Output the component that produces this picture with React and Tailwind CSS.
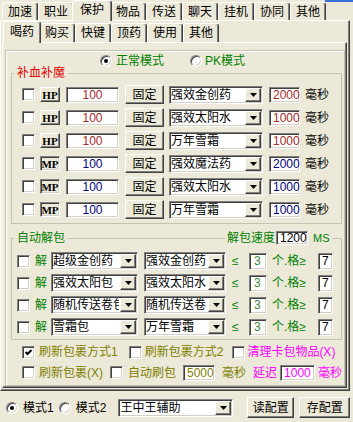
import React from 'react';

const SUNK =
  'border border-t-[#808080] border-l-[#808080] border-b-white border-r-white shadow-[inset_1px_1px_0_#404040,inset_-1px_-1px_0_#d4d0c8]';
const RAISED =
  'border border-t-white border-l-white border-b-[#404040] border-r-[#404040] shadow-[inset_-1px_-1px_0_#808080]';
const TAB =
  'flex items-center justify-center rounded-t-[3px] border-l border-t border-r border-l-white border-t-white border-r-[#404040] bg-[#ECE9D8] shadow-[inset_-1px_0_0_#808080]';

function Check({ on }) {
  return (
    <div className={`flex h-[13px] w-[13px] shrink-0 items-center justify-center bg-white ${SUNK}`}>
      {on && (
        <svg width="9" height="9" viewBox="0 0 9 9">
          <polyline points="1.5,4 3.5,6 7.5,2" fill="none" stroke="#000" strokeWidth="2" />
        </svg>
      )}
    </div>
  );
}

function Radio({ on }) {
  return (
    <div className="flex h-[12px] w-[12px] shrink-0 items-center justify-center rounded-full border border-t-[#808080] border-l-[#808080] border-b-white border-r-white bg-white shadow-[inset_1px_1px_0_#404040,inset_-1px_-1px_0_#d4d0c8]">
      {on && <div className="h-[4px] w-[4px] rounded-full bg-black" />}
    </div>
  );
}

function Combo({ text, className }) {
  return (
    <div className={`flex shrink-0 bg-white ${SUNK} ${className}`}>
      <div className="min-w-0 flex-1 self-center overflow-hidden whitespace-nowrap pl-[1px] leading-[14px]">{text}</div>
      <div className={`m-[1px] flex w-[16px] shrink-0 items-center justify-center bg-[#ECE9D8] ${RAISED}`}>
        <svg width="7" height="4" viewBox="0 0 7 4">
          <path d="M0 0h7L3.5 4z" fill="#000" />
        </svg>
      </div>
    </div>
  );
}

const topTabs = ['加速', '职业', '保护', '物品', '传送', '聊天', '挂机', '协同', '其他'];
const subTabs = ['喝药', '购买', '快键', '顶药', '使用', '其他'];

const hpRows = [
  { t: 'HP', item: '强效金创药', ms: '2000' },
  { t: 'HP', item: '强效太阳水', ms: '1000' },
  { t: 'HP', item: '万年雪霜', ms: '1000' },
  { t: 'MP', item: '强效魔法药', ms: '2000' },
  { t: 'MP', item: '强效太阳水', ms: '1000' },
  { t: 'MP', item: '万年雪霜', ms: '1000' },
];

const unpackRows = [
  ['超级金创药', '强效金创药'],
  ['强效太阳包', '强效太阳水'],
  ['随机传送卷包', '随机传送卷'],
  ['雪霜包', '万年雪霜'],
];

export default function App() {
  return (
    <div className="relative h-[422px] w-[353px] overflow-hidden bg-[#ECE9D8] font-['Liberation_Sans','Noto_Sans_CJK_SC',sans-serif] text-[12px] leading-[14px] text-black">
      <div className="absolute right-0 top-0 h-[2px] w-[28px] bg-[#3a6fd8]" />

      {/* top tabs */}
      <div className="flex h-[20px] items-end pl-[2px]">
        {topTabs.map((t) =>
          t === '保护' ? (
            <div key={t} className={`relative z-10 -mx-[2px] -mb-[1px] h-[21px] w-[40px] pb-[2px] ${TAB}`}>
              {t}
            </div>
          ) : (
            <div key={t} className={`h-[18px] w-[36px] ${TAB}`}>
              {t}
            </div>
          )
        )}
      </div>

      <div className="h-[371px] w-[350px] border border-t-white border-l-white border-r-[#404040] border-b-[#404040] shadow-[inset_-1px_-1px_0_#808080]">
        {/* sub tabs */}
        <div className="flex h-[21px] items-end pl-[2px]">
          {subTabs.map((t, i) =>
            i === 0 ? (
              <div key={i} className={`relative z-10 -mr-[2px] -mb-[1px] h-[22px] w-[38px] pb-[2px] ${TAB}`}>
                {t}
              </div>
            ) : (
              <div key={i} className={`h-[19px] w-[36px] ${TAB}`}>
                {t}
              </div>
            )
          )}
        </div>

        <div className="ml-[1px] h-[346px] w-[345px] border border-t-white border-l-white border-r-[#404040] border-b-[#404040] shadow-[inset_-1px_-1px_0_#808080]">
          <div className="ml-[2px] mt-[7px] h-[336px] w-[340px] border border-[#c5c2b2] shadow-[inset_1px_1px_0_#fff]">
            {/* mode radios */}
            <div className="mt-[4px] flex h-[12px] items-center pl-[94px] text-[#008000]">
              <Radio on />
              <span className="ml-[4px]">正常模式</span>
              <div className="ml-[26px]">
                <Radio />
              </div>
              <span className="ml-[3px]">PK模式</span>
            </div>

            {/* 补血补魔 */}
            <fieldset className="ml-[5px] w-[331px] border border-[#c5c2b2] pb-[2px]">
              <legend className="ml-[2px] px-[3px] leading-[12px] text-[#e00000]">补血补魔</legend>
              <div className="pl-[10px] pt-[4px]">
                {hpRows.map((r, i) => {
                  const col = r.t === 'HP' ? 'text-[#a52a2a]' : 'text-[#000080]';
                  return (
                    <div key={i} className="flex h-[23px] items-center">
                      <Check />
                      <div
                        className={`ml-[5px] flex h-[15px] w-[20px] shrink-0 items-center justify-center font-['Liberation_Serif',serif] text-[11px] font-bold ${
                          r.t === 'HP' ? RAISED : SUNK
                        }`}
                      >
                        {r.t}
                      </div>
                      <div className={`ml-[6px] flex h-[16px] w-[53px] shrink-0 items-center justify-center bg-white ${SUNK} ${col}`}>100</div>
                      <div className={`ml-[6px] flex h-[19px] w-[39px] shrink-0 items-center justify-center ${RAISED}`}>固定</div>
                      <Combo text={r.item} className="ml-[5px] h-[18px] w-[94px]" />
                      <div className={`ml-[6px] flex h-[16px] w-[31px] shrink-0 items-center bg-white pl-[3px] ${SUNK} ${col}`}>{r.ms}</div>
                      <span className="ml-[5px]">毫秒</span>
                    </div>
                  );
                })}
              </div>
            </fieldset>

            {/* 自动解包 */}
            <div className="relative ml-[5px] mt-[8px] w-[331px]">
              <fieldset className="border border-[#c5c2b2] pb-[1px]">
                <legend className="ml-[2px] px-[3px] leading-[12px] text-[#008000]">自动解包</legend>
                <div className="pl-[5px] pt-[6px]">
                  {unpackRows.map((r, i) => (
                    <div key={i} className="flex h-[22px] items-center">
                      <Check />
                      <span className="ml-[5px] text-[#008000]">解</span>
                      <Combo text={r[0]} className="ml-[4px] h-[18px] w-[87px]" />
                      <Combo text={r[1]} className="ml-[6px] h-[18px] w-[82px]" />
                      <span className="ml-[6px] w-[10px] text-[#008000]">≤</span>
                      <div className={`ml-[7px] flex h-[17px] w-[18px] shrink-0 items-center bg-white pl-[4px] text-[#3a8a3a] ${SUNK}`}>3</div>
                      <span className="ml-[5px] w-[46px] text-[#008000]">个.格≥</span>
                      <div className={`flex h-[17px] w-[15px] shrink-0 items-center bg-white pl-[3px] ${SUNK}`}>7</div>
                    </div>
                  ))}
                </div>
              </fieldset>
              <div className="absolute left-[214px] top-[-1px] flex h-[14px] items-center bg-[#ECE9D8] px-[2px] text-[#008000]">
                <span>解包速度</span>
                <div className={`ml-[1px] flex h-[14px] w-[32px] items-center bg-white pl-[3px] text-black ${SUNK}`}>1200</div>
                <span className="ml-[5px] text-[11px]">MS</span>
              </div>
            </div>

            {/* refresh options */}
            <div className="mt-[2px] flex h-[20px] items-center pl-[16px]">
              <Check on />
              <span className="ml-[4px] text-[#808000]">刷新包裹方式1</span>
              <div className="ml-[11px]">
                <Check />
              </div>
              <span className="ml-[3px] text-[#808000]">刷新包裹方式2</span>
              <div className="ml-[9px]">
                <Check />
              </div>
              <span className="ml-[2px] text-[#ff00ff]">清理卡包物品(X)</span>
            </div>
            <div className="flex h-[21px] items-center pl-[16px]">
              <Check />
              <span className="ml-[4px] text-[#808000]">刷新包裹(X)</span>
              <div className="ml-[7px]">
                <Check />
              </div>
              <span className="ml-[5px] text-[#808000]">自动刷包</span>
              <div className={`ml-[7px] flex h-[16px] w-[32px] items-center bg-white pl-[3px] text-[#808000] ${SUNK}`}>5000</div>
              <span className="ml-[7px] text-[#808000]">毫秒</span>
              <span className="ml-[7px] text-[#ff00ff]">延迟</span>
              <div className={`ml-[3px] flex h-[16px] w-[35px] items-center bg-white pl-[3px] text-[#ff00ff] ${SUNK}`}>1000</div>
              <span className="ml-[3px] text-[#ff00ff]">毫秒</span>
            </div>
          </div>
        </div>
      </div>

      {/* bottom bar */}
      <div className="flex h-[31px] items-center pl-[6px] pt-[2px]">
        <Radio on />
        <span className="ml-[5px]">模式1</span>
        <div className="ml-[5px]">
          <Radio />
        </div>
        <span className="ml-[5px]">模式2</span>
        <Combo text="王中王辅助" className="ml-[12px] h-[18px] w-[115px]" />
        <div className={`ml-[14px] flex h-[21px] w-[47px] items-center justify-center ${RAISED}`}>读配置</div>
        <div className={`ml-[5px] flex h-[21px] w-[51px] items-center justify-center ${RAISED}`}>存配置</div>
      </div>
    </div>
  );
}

#####

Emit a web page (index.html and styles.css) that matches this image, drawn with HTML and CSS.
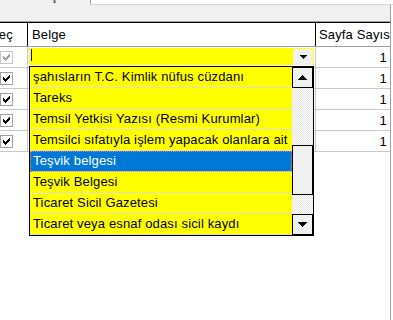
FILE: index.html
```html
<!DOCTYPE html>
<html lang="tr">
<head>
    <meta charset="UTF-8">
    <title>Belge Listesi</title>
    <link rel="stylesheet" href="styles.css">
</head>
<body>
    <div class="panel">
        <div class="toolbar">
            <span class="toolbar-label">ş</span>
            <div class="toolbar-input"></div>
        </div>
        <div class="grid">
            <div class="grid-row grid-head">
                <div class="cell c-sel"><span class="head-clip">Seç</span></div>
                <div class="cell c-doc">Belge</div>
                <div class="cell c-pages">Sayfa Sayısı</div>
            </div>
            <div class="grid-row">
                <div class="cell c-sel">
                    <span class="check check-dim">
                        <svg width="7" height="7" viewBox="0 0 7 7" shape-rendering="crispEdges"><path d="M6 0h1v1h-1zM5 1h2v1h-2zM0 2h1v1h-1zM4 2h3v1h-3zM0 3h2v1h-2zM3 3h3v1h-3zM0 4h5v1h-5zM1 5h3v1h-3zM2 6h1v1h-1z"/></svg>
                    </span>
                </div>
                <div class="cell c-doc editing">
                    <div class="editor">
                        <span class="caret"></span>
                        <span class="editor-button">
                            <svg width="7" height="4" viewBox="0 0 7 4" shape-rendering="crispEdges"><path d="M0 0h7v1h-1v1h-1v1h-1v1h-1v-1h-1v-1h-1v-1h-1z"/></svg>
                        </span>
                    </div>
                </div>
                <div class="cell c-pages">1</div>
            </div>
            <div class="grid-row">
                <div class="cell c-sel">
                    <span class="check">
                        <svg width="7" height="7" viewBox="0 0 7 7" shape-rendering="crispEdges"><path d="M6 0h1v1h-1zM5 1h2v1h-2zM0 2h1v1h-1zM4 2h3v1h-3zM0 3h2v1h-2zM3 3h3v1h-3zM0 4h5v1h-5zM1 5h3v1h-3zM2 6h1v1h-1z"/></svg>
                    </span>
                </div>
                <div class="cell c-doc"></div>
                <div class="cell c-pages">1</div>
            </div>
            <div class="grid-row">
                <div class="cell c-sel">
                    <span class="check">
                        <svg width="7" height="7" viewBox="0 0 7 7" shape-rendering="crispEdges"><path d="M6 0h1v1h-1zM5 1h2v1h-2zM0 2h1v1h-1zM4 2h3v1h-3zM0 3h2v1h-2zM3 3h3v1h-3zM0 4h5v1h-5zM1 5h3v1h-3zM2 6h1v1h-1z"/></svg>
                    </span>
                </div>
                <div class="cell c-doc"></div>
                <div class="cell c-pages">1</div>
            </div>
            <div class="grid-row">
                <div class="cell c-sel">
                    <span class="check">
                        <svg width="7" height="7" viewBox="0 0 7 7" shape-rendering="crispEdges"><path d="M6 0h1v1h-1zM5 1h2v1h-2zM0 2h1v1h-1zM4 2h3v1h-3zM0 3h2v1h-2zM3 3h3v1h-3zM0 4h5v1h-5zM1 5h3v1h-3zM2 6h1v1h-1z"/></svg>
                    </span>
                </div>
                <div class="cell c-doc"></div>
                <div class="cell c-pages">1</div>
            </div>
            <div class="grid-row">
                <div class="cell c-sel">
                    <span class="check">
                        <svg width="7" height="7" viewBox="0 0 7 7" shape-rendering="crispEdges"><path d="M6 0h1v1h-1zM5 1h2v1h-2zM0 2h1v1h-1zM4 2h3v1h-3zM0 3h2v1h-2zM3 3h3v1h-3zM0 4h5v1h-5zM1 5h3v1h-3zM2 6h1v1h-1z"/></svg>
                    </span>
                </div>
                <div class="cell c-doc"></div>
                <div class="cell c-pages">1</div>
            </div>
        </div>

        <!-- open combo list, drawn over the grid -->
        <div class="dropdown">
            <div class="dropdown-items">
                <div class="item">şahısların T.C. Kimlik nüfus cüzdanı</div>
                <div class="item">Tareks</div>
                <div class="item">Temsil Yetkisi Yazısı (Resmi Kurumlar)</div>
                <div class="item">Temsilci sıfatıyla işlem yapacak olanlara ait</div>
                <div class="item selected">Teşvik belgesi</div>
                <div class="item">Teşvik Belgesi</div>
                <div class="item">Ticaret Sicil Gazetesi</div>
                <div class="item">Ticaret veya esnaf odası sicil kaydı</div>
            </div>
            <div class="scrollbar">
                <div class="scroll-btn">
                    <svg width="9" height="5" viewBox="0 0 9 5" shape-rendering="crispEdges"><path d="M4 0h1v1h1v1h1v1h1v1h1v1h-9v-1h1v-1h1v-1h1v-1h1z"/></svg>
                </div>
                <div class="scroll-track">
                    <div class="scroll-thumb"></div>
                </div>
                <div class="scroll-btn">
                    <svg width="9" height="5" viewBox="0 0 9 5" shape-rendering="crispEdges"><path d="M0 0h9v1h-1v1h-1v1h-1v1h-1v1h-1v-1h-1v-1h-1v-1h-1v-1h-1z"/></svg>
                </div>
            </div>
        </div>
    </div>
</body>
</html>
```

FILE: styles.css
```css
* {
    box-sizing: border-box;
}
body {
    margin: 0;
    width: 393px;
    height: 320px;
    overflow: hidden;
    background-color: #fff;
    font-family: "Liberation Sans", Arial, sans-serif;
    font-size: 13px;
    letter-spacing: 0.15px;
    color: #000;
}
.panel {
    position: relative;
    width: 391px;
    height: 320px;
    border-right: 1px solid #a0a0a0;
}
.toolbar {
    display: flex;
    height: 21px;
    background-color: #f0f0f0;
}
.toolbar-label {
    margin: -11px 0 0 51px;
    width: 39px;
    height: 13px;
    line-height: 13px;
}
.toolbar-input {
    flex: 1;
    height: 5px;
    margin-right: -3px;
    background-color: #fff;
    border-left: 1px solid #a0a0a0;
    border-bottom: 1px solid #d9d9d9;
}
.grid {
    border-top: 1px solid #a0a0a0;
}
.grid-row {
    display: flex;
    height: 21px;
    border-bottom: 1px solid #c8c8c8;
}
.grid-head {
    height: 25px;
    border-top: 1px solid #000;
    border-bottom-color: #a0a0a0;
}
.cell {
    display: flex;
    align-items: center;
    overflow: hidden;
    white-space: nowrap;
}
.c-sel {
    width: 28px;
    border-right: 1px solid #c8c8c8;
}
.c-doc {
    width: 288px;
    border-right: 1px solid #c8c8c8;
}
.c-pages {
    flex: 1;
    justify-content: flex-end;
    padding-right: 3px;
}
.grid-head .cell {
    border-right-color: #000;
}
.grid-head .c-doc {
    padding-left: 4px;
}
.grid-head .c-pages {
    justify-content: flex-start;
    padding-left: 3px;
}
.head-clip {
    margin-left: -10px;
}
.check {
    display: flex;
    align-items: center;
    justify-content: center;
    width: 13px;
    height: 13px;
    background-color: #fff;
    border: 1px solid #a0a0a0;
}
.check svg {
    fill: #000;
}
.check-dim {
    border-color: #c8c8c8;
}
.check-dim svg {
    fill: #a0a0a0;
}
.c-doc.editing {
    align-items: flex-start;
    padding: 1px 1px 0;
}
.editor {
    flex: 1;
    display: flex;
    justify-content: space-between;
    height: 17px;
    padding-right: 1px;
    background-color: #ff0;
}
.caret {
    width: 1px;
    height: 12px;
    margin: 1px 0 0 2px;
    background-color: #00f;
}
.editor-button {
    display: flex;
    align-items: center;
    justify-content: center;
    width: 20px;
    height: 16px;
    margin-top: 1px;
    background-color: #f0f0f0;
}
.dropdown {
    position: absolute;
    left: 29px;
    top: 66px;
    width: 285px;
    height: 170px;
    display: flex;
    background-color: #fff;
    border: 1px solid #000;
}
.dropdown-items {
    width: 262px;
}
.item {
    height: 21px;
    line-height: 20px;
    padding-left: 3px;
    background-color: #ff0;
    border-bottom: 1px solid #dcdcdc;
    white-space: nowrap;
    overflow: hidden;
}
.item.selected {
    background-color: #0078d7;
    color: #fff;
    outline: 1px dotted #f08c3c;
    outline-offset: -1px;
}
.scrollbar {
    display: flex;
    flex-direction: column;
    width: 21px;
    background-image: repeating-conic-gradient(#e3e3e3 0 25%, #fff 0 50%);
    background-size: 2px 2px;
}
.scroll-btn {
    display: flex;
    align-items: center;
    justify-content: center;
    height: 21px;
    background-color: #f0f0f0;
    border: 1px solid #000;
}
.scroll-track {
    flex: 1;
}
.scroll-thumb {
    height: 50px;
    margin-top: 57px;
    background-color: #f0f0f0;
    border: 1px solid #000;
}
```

#####

-- AIM OF THE TASK --
Copy the lines above exactly, starting with the line that contains "Output the component" and ending with the line that contains "items-center justify-center rounded-t-[3px]", and leave out any pictures.

-- THE SOLUTION --
Output the component that produces this picture with React and Tailwind CSS.
import React from 'react';

const SUNK =
  'border border-t-[#808080] border-l-[#808080] border-b-white border-r-white shadow-[inset_1px_1px_0_#404040,inset_-1px_-1px_0_#d4d0c8]';
const RAISED =
  'border border-t-white border-l-white border-b-[#404040] border-r-[#404040] shadow-[inset_-1px_-1px_0_#808080]';
const TAB =
  'flex items-center justify-center rounded-t-[3px] border-l border-t border-r border-l-white border-t-white border-r-[#404040] bg-[#ECE9D8] shadow-[inset_-1px_0_0_#808080]';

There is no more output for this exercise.